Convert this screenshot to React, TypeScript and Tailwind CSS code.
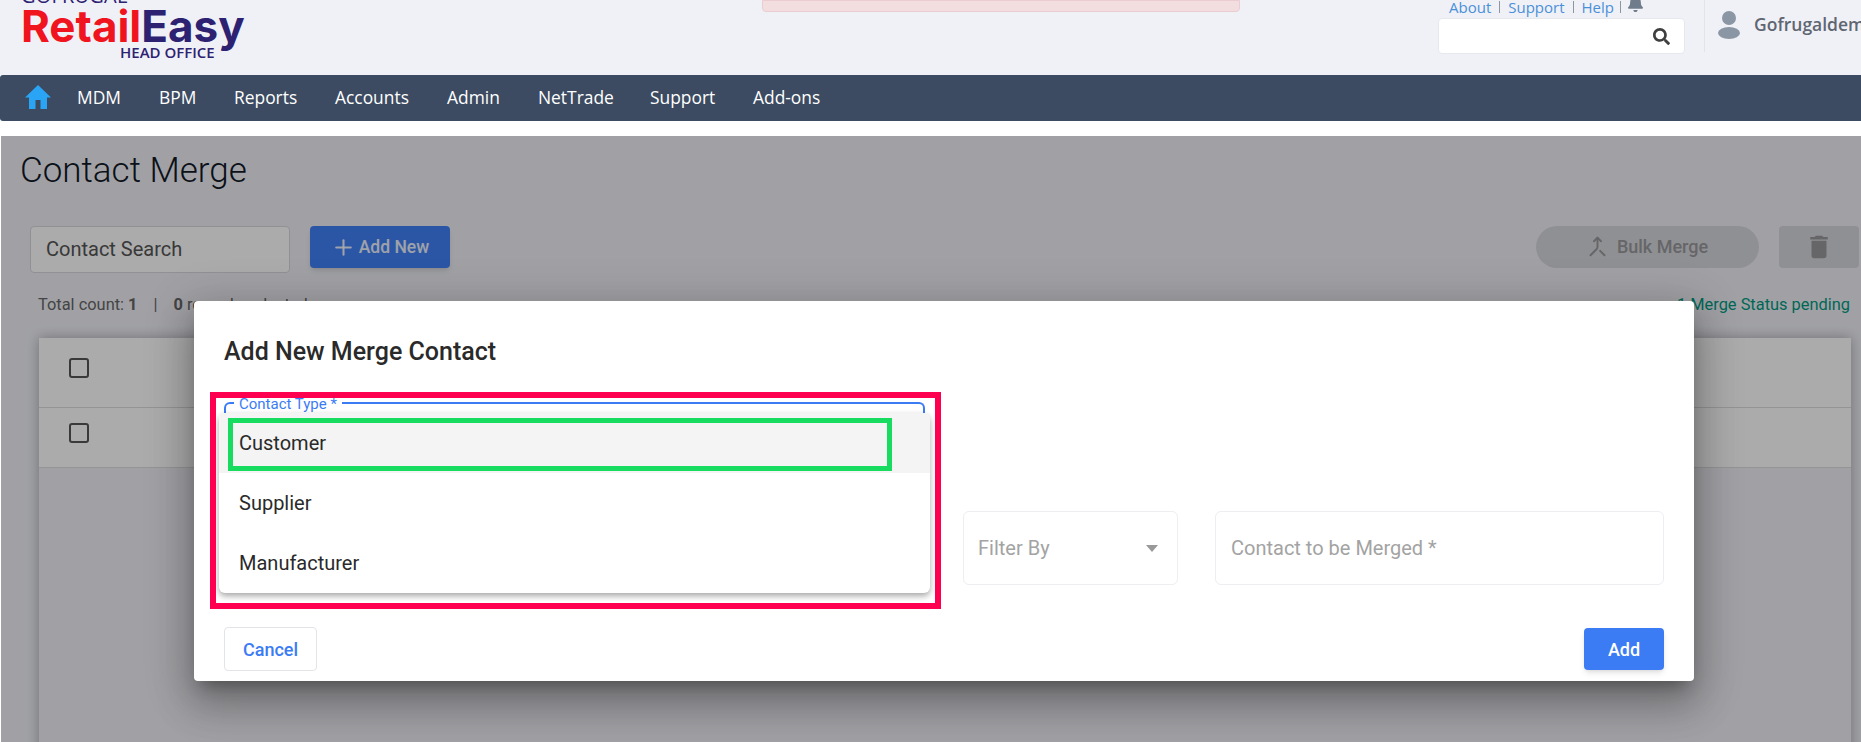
import { Merge, Plus } from "lucide-react";
import { FaBell, FaSearch } from "react-icons/fa";
import { MdDelete } from "react-icons/md";

const navItems = [
  { label: "MDM", w: "w-[82px]" },
  { label: "BPM", w: "w-[75px]" },
  { label: "Reports", w: "w-[101px]" },
  { label: "Accounts", w: "w-[112px]" },
  { label: "Admin", w: "w-[91px]" },
  { label: "NetTrade", w: "w-[112px]" },
  { label: "Support", w: "w-[103px]" },
  { label: "Add-ons", w: "w-[90px]" },
];

function HomeIcon() {
  return (
    <svg width="26" height="24" viewBox="0 0 26 24" className="fill-[#2aa5f5]">
      <path d="M13 0 L26 12.5 H22 V24 H15.5 V15 H10.5 V24 H4 V12.5 H0 Z" />
    </svg>
  );
}

function UserIcon() {
  return (
    <svg width="22" height="28" viewBox="0 0 22 28" className="fill-[#8b96a5]">
      <circle cx="11" cy="7" r="7" />
      <ellipse cx="11" cy="22" rx="11" ry="6" />
    </svg>
  );
}

function Header() {
  return (
    <header className="h-[75px] bg-[#f0f1f7] flex overflow-hidden relative">
      <div className="w-[762px] pl-[21px] shrink-0">
        <div className="text-[#2d2272] text-[20px] leading-none -mt-[14px] tracking-[0.2px] font-['Open_Sans']">
          GOFRUGAL
        </div>
        <div className="flex font-['Inter'] font-bold text-[44px] leading-[44px] -mt-[2px]">
          <span className="text-[#f0141e]">Retail</span>
          <span className="text-[#2d2272]">Easy</span>
        </div>
        <div className="text-[#2d2272] font-['Open_Sans'] font-semibold text-[15px] leading-none ml-[99px] -mt-[3px]">
          HEAD OFFICE
        </div>
      </div>
      <div className="w-[478px] h-[12px] bg-[#f2dede] border border-[#ebccd1] rounded-b-[4px] flex justify-center shrink-0 overflow-hidden">
        <span className="text-[#5b8fd0] text-[15px] leading-[15px] -mt-[18px] font-['Open_Sans'] whitespace-nowrap">Kindly renew the trial plan</span>
      </div>
      <div className="ml-[198px] w-[247px] shrink-0">
        <div className="h-[18px] flex items-center text-[15px] text-[#4a90d9] font-['Open_Sans'] pl-[11px] -mt-[2px] mb-[2px]">
          <span>About</span>
          <span className="w-px h-[12px] bg-[#8d97a3] mx-[8px]"></span>
          <span>Support</span>
          <span className="w-px h-[12px] bg-[#8d97a3] mx-[8px]"></span>
          <span>Help</span>
          <span className="w-px h-[12px] bg-[#8d97a3] mx-[6px]"></span>
          <FaBell size={17} className="text-[#6f7c8c] -mt-[8px]" />
        </div>
        <div className="h-[36px] bg-white border border-[#e6e8ef] rounded-[4px] flex items-center justify-end pr-[14px]">
          <FaSearch size={17} className="text-[#3f3f3f]" />
        </div>
      </div>
      <div className="ml-[19px] h-[55px] border-l border-[#e3e4ea] pl-[13px] flex items-center gap-[16px] shrink-0 -mt-[3px]">
        <UserIcon />
        <span className="text-[17.5px] font-semibold text-[#5f6672] font-['Open_Sans'] whitespace-nowrap -ml-[2px]">Gofrugaldemo</span>
      </div>
    </header>
  );
}

function Nav() {
  return (
    <nav className="h-[46px] bg-[#3c4b61] rounded-l-[3px] flex items-center pl-[25px] pb-[2px] text-white text-[17.4px] font-['Open_Sans']">
      <div className="w-[52px] -mt-[1px]">
        <HomeIcon />
      </div>
      {navItems.map((item) => (
        <span key={item.label} className={item.w}>
          {item.label}
        </span>
      ))}
    </nav>
  );
}

function Contents() {
  return (
    <div className="bg-[#f0f1f7] h-[606px] pl-[19px] pt-[15px] overflow-hidden">
      <h1 className="text-[35px] font-light leading-[40px] text-[#111827]">Contact Merge</h1>
      <div className="mt-[35px] ml-[10px] pr-[2px] flex items-start">
        <div className="w-[260px] h-[47px] bg-white border border-[#d8d9de] rounded-[4px] flex items-center pl-[15px] pb-[2px] text-[20px] text-[#555]">
          Contact Search
        </div>
        <button className="ml-[20px] w-[140px] h-[42px] bg-[#4080f8] rounded-[4px] text-white/90 text-[17.5px] font-medium flex items-center justify-center gap-[3px] shadow-md">
          <Plus size={25} strokeWidth={2} />
          Add New
        </button>
        <button className="ml-auto w-[223px] h-[42px] bg-[#d6d7db] rounded-full text-[#98999d] text-[18px] font-medium flex items-center justify-center gap-[9px] pb-[2px]">
          <Merge size={21} strokeWidth={2.2} />
          Bulk Merge
        </button>
        <button className="ml-[20px] w-[80px] h-[42px] bg-[#d6d7db] rounded-[4px] flex items-center justify-center">
          <MdDelete size={30} className="text-[#98999d]" />
        </button>
      </div>
      <div className="mt-[20px] ml-[18px] pr-[11px] h-[24px] flex items-center text-[16.4px] text-[#666]">
        <span>Total count: <b>1</b></span>
        <span className="mx-[16px]">|</span>
        <span><b>0</b> records selected</span>
        <span className="ml-auto text-[#009a82] text-[16.4px]">1 Merge Status pending</span>
      </div>
      <div className="mt-[21px] ml-[19px] mr-[10px] h-[500px] shadow-[0_0_12px_rgba(0,0,0,0.3)] bg-[#f0f1f7]">
        <div className="h-[70px] bg-white border-b border-[#ddd] pl-[30px] pt-[20px]">
          <div className="w-[20px] h-[20px] rounded-[3px] border-2 border-[#555]"></div>
        </div>
        <div className="h-[60px] bg-white border-b border-[#ddd] pl-[30px] pt-[15px]">
          <div className="w-[20px] h-[20px] rounded-[3px] border-2 border-[#555]"></div>
        </div>
      </div>
    </div>
  );
}

function MergeDialog() {
  return (
    <div className="absolute left-[193px] top-[165px] w-[1500px] h-[380px] bg-white rounded-[4px] shadow-[0_11px_15px_-7px_rgba(0,0,0,0.3),0_24px_38px_3px_rgba(0,0,0,0.2),0_9px_46px_8px_rgba(0,0,0,0.16)]">
      <div className="absolute left-[30px] top-[36px] text-[25px] font-medium leading-[30px] text-[#2a2a2a]">Add New Merge Contact</div>

      {/* filter + contact fields behind the open menu */}
      <div className="absolute left-[769px] top-[210px] w-[215px] h-[74px] border border-[#eceef2] rounded-[6px] flex items-center justify-between pl-[14px] pr-[19px] text-[20px] text-[#a3a3a3]">
        Filter By
        <span className="w-0 h-0 border-x-[6px] border-x-transparent border-t-[7px] border-t-[#999]"></span>
      </div>
      <div className="absolute left-[1021px] top-[210px] w-[449px] h-[74px] border border-[#eceef2] rounded-[6px] flex items-center pl-[15px] text-[20px] text-[#a3a3a3]">
        Contact to be Merged *
      </div>

      {/* Contact Type select outline + label */}
      <div className="absolute left-[30px] top-[101px] w-[701px] h-[20px] border-t-2 border-x-2 border-[#3b7cf5] rounded-t-[6px]"></div>
      <div className="absolute left-[40px] top-[93px] px-[5px] bg-white text-[15px] leading-[20px] text-[#3b7cf5]">Contact Type *</div>

      {/* open dropdown */}
      <div className="absolute left-[25px] top-[112px] w-[711px] h-[180px] bg-white rounded-[6px] shadow-[0_3px_6px_rgba(0,0,0,0.35)] overflow-hidden text-[20px] text-[#2a2a2a]">
        <div className="h-[60px] bg-[#f4f4f4] flex items-center pl-[20px]">Customer</div>
        <div className="h-[60px] flex items-center pl-[20px]">Supplier</div>
        <div className="h-[60px] flex items-center pl-[20px]">Manufacturer</div>
      </div>

      {/* annotation rectangles drawn on the screenshot */}
      <div className="absolute left-[16px] top-[91px] w-[731px] h-[217px] border-[6px] border-[#ff0050]"></div>
      <div className="absolute left-[34px] top-[117px] w-[664px] h-[53px] border-[5px] border-[#18dc60]"></div>

      <button className="absolute left-[30px] top-[326px] w-[93px] h-[44px] border border-[#e2e4e8] rounded-[4px] text-[18px] font-medium text-[#3b7cf5]">
        Cancel
      </button>
      <button className="absolute left-[1390px] top-[327px] w-[80px] h-[42px] bg-[#3b7cf5] rounded-[4px] text-[18px] font-medium text-white shadow-md">
        Add
      </button>
    </div>
  );
}

export default function App() {
  return (
    <div className="w-[1861px] h-[742px] overflow-hidden bg-white font-['Roboto',sans-serif]">
      <Header />
      <Nav />
      <div className="h-[15px] bg-white"></div>
      <main className="relative ml-[1px]">
        <Contents />
        <div className="absolute inset-0 bg-black/33"></div>
        <MergeDialog />
      </main>
    </div>
  );
}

= = = = =

§ **Set task**: Identify every line above with the string "screenshot" in it. Copy those lines.

§ **Full response**:
Convert this screenshot to React, TypeScript and Tailwind CSS code.
      {/* annotation rectangles drawn on the screenshot */}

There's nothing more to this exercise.